■ AVAILABLE DATA:

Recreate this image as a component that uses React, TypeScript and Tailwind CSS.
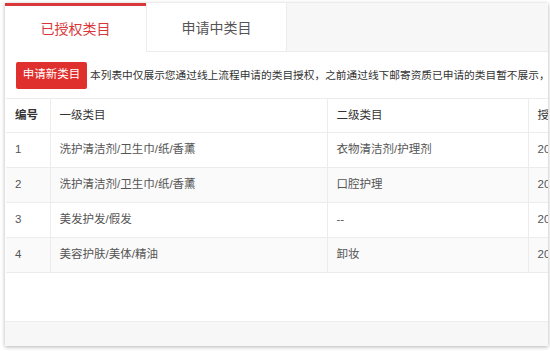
import React from "react";

const rows = [
  { id: 1, first: "洗护清洁剂/卫生巾/纸/香薰", second: "衣物清洁剂/护理剂", date: "2019-03-12 10:21:33" },
  { id: 2, first: "洗护清洁剂/卫生巾/纸/香薰", second: "口腔护理", date: "2019-03-12 10:21:33" },
  { id: 3, first: "美发护发/假发", second: "--", date: "2019-03-15 14:08:51" },
  { id: 4, first: "美容护肤/美体/精油", second: "卸妆", date: "2019-03-18 09:42:17" },
];

const App: React.FC = () => {
  return (
    <div className="w-[550px] h-[351px] bg-white pt-[3px] pl-[5px] overflow-hidden font-['Liberation_Sans','Noto_Sans_CJK_SC',sans-serif]">
      <div className="w-[543px] h-[343px] bg-white shadow-[0_1px_4px_rgba(0,0,0,0.3)] overflow-hidden flex flex-col">
        {/* tabs */}
        <div className="flex h-[49px] bg-[#f7f7f7] border-b border-[#ececec] shrink-0">
          <div className="w-[141px] bg-white border-t-[3px] border-[#d9383a] flex items-center justify-center pt-[1px] text-[14px] text-[#d9383a] -mb-px">
            已授权类目
          </div>
          <div className="w-[141px] bg-white border-l border-r border-[#ececec] flex items-center justify-center pt-[3px] text-[14px] text-[#555]">
            申请中类目
          </div>
        </div>

        {/* actions */}
        <div className="flex items-center h-[46px] pl-[11px] shrink-0 whitespace-nowrap">
          <button className="h-[27px] w-[71px] bg-[#e0302d] text-white text-[11.5px] rounded-[2px] shrink-0">
            申请新类目
          </button>
          <span className="ml-[3px] text-[10.7px] text-[#333]">
            本列表中仅展示您通过线上流程申请的类目授权，之前通过线下邮寄资质已申请的类目暂不展示，但可联系客服查询。
          </span>
        </div>

        {/* table */}
        <div className="flex-1 flex flex-col">
          <table className="w-[640px] ml-px border-collapse text-[11.5px] text-[#555] table-fixed">
            <colgroup>
              <col className="w-[44px]" />
              <col className="w-[277px]" />
              <col className="w-[201px]" />
              <col className="w-[118px]" />
            </colgroup>
            <thead>
              <tr className="h-[34px] border-t border-b border-[#ececec] text-[#333] text-left">
                <th className="pl-[9px] font-bold">编号</th>
                <th className="pl-[9px] font-normal border-l border-[#ececec]">一级类目</th>
                <th className="pl-[9px] font-normal border-l border-[#ececec]">二级类目</th>
                <th className="pl-[9px] font-normal border-l border-[#ececec] whitespace-nowrap">授权时间</th>
              </tr>
            </thead>
            <tbody>
              {rows.map((r, i) => (
                <tr
                  key={r.id}
                  className={`h-[35px] border-b border-[#ececec] ${i % 2 === 1 ? "bg-[#fafafa]" : "bg-white"}`}
                >
                  <td className="pl-[9px]">{r.id}</td>
                  <td className="pl-[9px] border-l border-[#ececec]">{r.first}</td>
                  <td className="pl-[9px] border-l border-[#ececec]">{r.second}</td>
                  <td className="pl-[9px] border-l border-[#ececec] whitespace-nowrap">{r.date}</td>
                </tr>
              ))}
            </tbody>
          </table>
          <div className="flex-1" />
          <div className="h-[25px] bg-[#f7f7f7] border-t border-[#ececec] shrink-0" />
        </div>
      </div>
    </div>
  );
};

export default App;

■ GIVEN TASK: Return, unchanged, the lines from the first line of the material through the line that holds "import React from", inclusive, omitting pictures.

■ RESULT OF THIS EXERCISE:
Recreate this image as a component that uses React, TypeScript and Tailwind CSS.
import React from "react";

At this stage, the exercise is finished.